What you have to do: Skip the pictures and repeat each line of the data exactly.

===== Raw records

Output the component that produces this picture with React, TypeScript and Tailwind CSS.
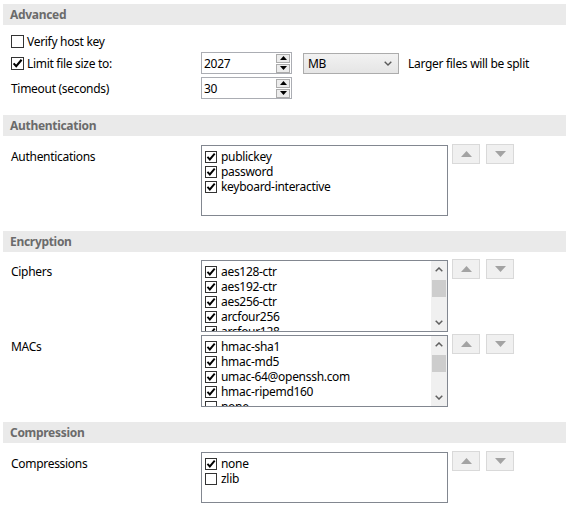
import type { ReactNode } from "react";

const FONT = { fontFamily: '"Segoe UI", "Noto Sans", "Open Sans", sans-serif', letterSpacing: "-0.3px" };

function Check({ checked, size = 13 }: { checked: boolean; size?: number }) {
  return (
    <span
      className="inline-flex shrink-0 items-center justify-center border border-[#333] bg-white"
      style={{ width: size, height: size }}
    >
      {checked && (
        <svg width={size - 2} height={size - 2} viewBox="0 0 11 11">
          <path d="M1.6 5.4 L4.2 8.2 L9.6 1.8" fill="none" stroke="#000" strokeWidth="2.1" />
        </svg>
      )}
    </span>
  );
}

function Header({ title }: { title: string }) {
  return (
    <div className="flex h-[21px] items-center bg-[#eaeaea] pl-[7px] text-[12px] leading-[15px] font-bold text-[#6b6b6b]">
      {title}
    </div>
  );
}

function Spin({ value }: { value: string }) {
  return (
    <div className="flex h-[22px] w-[91px] items-center border border-[#abadb3] bg-white pl-[2px]">
      <span className="flex-1 text-[12px] leading-[15px] text-black">{value}</span>
      <div className="mr-[1px] flex flex-col gap-[1px]">
        <span className="flex h-[9px] w-[14px] items-center justify-center border border-[#acacac] bg-[#ececec]">
          <svg width="7" height="4" viewBox="0 0 7 4">
            <path d="M0 4 L3.5 0 L7 4 Z" fill="#000" />
          </svg>
        </span>
        <span className="flex h-[9px] w-[14px] items-center justify-center border border-[#acacac] bg-[#ececec]">
          <svg width="7" height="4" viewBox="0 0 7 4">
            <path d="M0 0 L3.5 4 L7 0 Z" fill="#000" />
          </svg>
        </span>
      </div>
    </div>
  );
}

function MoveButtons() {
  return (
    <div className="ml-[4px] -mt-[1px] flex gap-[6px]">
      <span className="flex h-[20px] w-[28px] items-center justify-center border border-[#d9d9d9] bg-[#f0f0f0]">
        <svg width="11" height="6" viewBox="0 0 11 6">
          <path d="M0 6 L5.5 0 L11 6 Z" fill="#a3a3a3" />
        </svg>
      </span>
      <span className="flex h-[20px] w-[28px] items-center justify-center border border-[#d9d9d9] bg-[#f0f0f0]">
        <svg width="11" height="6" viewBox="0 0 11 6">
          <path d="M0 0 L5.5 6 L11 0 Z" fill="#a3a3a3" />
        </svg>
      </span>
    </div>
  );
}

type Item = { label: string; checked: boolean };

function CheckList({ items, height, scroll }: { items: Item[]; height: number; scroll?: boolean }) {
  return (
    <div className="flex w-[247px] overflow-hidden border border-[#828790] bg-white" style={{ height }}>
      <div className="flex-1 overflow-hidden pl-[3px] pt-[3px]">
        {items.map((it) => (
          <div key={it.label} className="flex h-[15px] items-center gap-[4px] text-[12px] leading-[15px] text-black">
            <Check checked={it.checked} size={12} />
            <span className="whitespace-nowrap">{it.label}</span>
          </div>
        ))}
      </div>
      {scroll && (
        <div className="flex w-[16px] flex-col bg-[#f0f0f0]">
          <span className="flex h-[17px] items-center justify-center">
            <svg width="8" height="5" viewBox="0 0 8 5">
              <path d="M0.7 4.3 L4 1 L7.3 4.3" fill="none" stroke="#606060" strokeWidth="1.5" />
            </svg>
          </span>
          <span className="mx-[1px] mt-[2px] h-[17px] bg-[#cdcdcd]" />
          <span className="flex-1" />
          <span className="flex h-[17px] items-center justify-center">
            <svg width="8" height="5" viewBox="0 0 8 5">
              <path d="M0.7 0.7 L4 4 L7.3 0.7" fill="none" stroke="#606060" strokeWidth="1.5" />
            </svg>
          </span>
        </div>
      )}
    </div>
  );
}

function ListRow({ label, children }: { label: string; children: ReactNode }) {
  return (
    <div className="flex">
      <div className="w-[198px] pl-[8px] pt-[4px] text-[12px] leading-[15px] text-black">{label}</div>
      {children}
    </div>
  );
}

export default function App() {
  return (
    <div className="h-[509px] w-[569px] overflow-hidden bg-white px-[3px] pt-[4px]" style={FONT}>
      <Header title="Advanced" />
      <div className="mt-[6px] flex h-[20px] items-center gap-[3px] pl-[8px] text-[12px] leading-[15px] text-black">
        <Check checked={false} />
        <span>Verify host key</span>
      </div>
      <div className="mt-[1px] flex items-center">
        <div className="flex w-[198px] items-center gap-[3px] pl-[8px] text-[12px] leading-[15px] text-black">
          <Check checked />
          <span>Limit file size to:</span>
        </div>
        <Spin value="2027" />
        <div className="ml-[11px] flex h-[21px] w-[96px] items-center justify-between border border-[#acacac] bg-gradient-to-b from-[#f2f2f2] to-[#e5e5e5] pl-[4px] pr-[6px] text-[12px] leading-[15px] text-black">
          <span>MB</span>
          <svg width="8" height="5" viewBox="0 0 8 5">
            <path d="M0.7 0.7 L4 4 L7.3 0.7" fill="none" stroke="#5a5a5a" strokeWidth="1.4" />
          </svg>
        </div>
        <span className="ml-[9px] text-[12px] leading-[15px] text-black">Larger files will be split</span>
      </div>
      <div className="mt-[3px] flex items-center">
        <div className="w-[198px] pl-[8px] pt-[1px] text-[12px] leading-[15px] text-black">Timeout (seconds)</div>
        <Spin value="30" />
      </div>

      <div className="mt-[16px]">
        <Header title="Authentication" />
      </div>
      <div className="mt-[9px]">
        <ListRow label="Authentications">
          <CheckList
            height={71}
            items={[
              { label: "publickey", checked: true },
              { label: "password", checked: true },
              { label: "keyboard-interactive", checked: true },
            ]}
          />
          <MoveButtons />
        </ListRow>
      </div>

      <div className="mt-[15px]">
        <Header title="Encryption" />
      </div>
      <div className="mt-[8px]">
        <ListRow label="Ciphers">
          <CheckList
            height={72}
            scroll
            items={[
              { label: "aes128-ctr", checked: true },
              { label: "aes192-ctr", checked: true },
              { label: "aes256-ctr", checked: true },
              { label: "arcfour256", checked: true },
              { label: "arcfour128", checked: true },
            ]}
          />
          <MoveButtons />
        </ListRow>
      </div>
      <div className="mt-[3px]">
        <ListRow label="MACs">
          <CheckList
            height={72}
            scroll
            items={[
              { label: "hmac-sha1", checked: true },
              { label: "hmac-md5", checked: true },
              { label: "umac-64@openssh.com", checked: true },
              { label: "hmac-ripemd160", checked: true },
              { label: "none", checked: false },
            ]}
          />
          <MoveButtons />
        </ListRow>
      </div>

      <div className="mt-[15px]">
        <Header title="Compression" />
      </div>
      <div className="mt-[9px]">
        <ListRow label="Compressions">
          <CheckList
            height={51}
            items={[
              { label: "none", checked: true },
              { label: "zlib", checked: false },
            ]}
          />
          <MoveButtons />
        </ListRow>
      </div>
    </div>
  );
}
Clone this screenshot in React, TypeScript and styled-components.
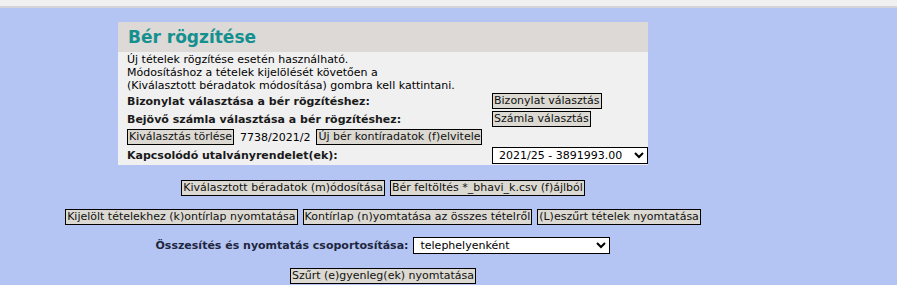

==========

Right answer:
Output the component that produces this picture with React, TypeScript and Tailwind CSS.
import type { ReactNode } from "react";

const FONT = { fontFamily: '"Segoe UI", "Noto Sans", "Open Sans", sans-serif', letterSpacing: "-0.3px" };

function Check({ checked, size = 13 }: { checked: boolean; size?: number }) {
  return (
    <span
      className="inline-flex shrink-0 items-center justify-center border border-[#333] bg-white"
      style={{ width: size, height: size }}
    >
      {checked && (
        <svg width={size - 2} height={size - 2} viewBox="0 0 11 11">
          <path d="M1.6 5.4 L4.2 8.2 L9.6 1.8" fill="none" stroke="#000" strokeWidth="2.1" />
        </svg>
      )}
    </span>
  );
}

function Header({ title }: { title: string }) {
  return (
    <div className="flex h-[21px] items-center bg-[#eaeaea] pl-[7px] text-[12px] leading-[15px] font-bold text-[#6b6b6b]">
      {title}
    </div>
  );
}

function Spin({ value }: { value: string }) {
  return (
    <div className="flex h-[22px] w-[91px] items-center border border-[#abadb3] bg-white pl-[2px]">
      <span className="flex-1 text-[12px] leading-[15px] text-black">{value}</span>
      <div className="mr-[1px] flex flex-col gap-[1px]">
        <span className="flex h-[9px] w-[14px] items-center justify-center border border-[#acacac] bg-[#ececec]">
          <svg width="7" height="4" viewBox="0 0 7 4">
            <path d="M0 4 L3.5 0 L7 4 Z" fill="#000" />
          </svg>
        </span>
        <span className="flex h-[9px] w-[14px] items-center justify-center border border-[#acacac] bg-[#ececec]">
          <svg width="7" height="4" viewBox="0 0 7 4">
            <path d="M0 0 L3.5 4 L7 0 Z" fill="#000" />
          </svg>
        </span>
      </div>
    </div>
  );
}

function MoveButtons() {
  return (
    <div className="ml-[4px] -mt-[1px] flex gap-[6px]">
      <span className="flex h-[20px] w-[28px] items-center justify-center border border-[#d9d9d9] bg-[#f0f0f0]">
        <svg width="11" height="6" viewBox="0 0 11 6">
          <path d="M0 6 L5.5 0 L11 6 Z" fill="#a3a3a3" />
        </svg>
      </span>
      <span className="flex h-[20px] w-[28px] items-center justify-center border border-[#d9d9d9] bg-[#f0f0f0]">
        <svg width="11" height="6" viewBox="0 0 11 6">
          <path d="M0 0 L5.5 6 L11 0 Z" fill="#a3a3a3" />
        </svg>
      </span>
    </div>
  );
}

type Item = { label: string; checked: boolean };

function CheckList({ items, height, scroll }: { items: Item[]; height: number; scroll?: boolean }) {
  return (
    <div className="flex w-[247px] overflow-hidden border border-[#828790] bg-white" style={{ height }}>
      <div className="flex-1 overflow-hidden pl-[3px] pt-[3px]">
        {items.map((it) => (
          <div key={it.label} className="flex h-[15px] items-center gap-[4px] text-[12px] leading-[15px] text-black">
            <Check checked={it.checked} size={12} />
            <span className="whitespace-nowrap">{it.label}</span>
          </div>
        ))}
      </div>
      {scroll && (
        <div className="flex w-[16px] flex-col bg-[#f0f0f0]">
          <span className="flex h-[17px] items-center justify-center">
            <svg width="8" height="5" viewBox="0 0 8 5">
              <path d="M0.7 4.3 L4 1 L7.3 4.3" fill="none" stroke="#606060" strokeWidth="1.5" />
            </svg>
          </span>
          <span className="mx-[1px] mt-[2px] h-[17px] bg-[#cdcdcd]" />
          <span className="flex-1" />
          <span className="flex h-[17px] items-center justify-center">
            <svg width="8" height="5" viewBox="0 0 8 5">
              <path d="M0.7 0.7 L4 4 L7.3 0.7" fill="none" stroke="#606060" strokeWidth="1.5" />
            </svg>
          </span>
        </div>
      )}
    </div>
  );
}

function ListRow({ label, children }: { label: string; children: ReactNode }) {
  return (
    <div className="flex">
      <div className="w-[198px] pl-[8px] pt-[4px] text-[12px] leading-[15px] text-black">{label}</div>
      {children}
    </div>
  );
}

export default function App() {
  return (
    <div className="h-[509px] w-[569px] overflow-hidden bg-white px-[3px] pt-[4px]" style={FONT}>
      <Header title="Advanced" />
      <div className="mt-[6px] flex h-[20px] items-center gap-[3px] pl-[8px] text-[12px] leading-[15px] text-black">
        <Check checked={false} />
        <span>Verify host key</span>
      </div>
      <div className="mt-[1px] flex items-center">
        <div className="flex w-[198px] items-center gap-[3px] pl-[8px] text-[12px] leading-[15px] text-black">
          <Check checked />
          <span>Limit file size to:</span>
        </div>
        <Spin value="2027" />
        <div className="ml-[11px] flex h-[21px] w-[96px] items-center justify-between border border-[#acacac] bg-gradient-to-b from-[#f2f2f2] to-[#e5e5e5] pl-[4px] pr-[6px] text-[12px] leading-[15px] text-black">
          <span>MB</span>
          <svg width="8" height="5" viewBox="0 0 8 5">
            <path d="M0.7 0.7 L4 4 L7.3 0.7" fill="none" stroke="#5a5a5a" strokeWidth="1.4" />
          </svg>
        </div>
        <span className="ml-[9px] text-[12px] leading-[15px] text-black">Larger files will be split</span>
      </div>
      <div className="mt-[3px] flex items-center">
        <div className="w-[198px] pl-[8px] pt-[1px] text-[12px] leading-[15px] text-black">Timeout (seconds)</div>
        <Spin value="30" />
      </div>

      <div className="mt-[16px]">
        <Header title="Authentication" />
      </div>
      <div className="mt-[9px]">
        <ListRow label="Authentications">
          <CheckList
            height={71}
            items={[
              { label: "publickey", checked: true },
              { label: "password", checked: true },
              { label: "keyboard-interactive", checked: true },
            ]}
          />
          <MoveButtons />
        </ListRow>
      </div>

      <div className="mt-[15px]">
        <Header title="Encryption" />
      </div>
      <div className="mt-[8px]">
        <ListRow label="Ciphers">
          <CheckList
            height={72}
            scroll
            items={[
              { label: "aes128-ctr", checked: true },
              { label: "aes192-ctr", checked: true },
              { label: "aes256-ctr", checked: true },
              { label: "arcfour256", checked: true },
              { label: "arcfour128", checked: true },
            ]}
          />
          <MoveButtons />
        </ListRow>
      </div>
      <div className="mt-[3px]">
        <ListRow label="MACs">
          <CheckList
            height={72}
            scroll
            items={[
              { label: "hmac-sha1", checked: true },
              { label: "hmac-md5", checked: true },
              { label: "umac-64@openssh.com", checked: true },
              { label: "hmac-ripemd160", checked: true },
              { label: "none", checked: false },
            ]}
          />
          <MoveButtons />
        </ListRow>
      </div>

      <div className="mt-[15px]">
        <Header title="Compression" />
      </div>
      <div className="mt-[9px]">
        <ListRow label="Compressions">
          <CheckList
            height={51}
            items={[
              { label: "none", checked: true },
              { label: "zlib", checked: false },
            ]}
          />
          <MoveButtons />
        </ListRow>
      </div>
    </div>
  );
}
Clone this screenshot in React, TypeScript and styled-components.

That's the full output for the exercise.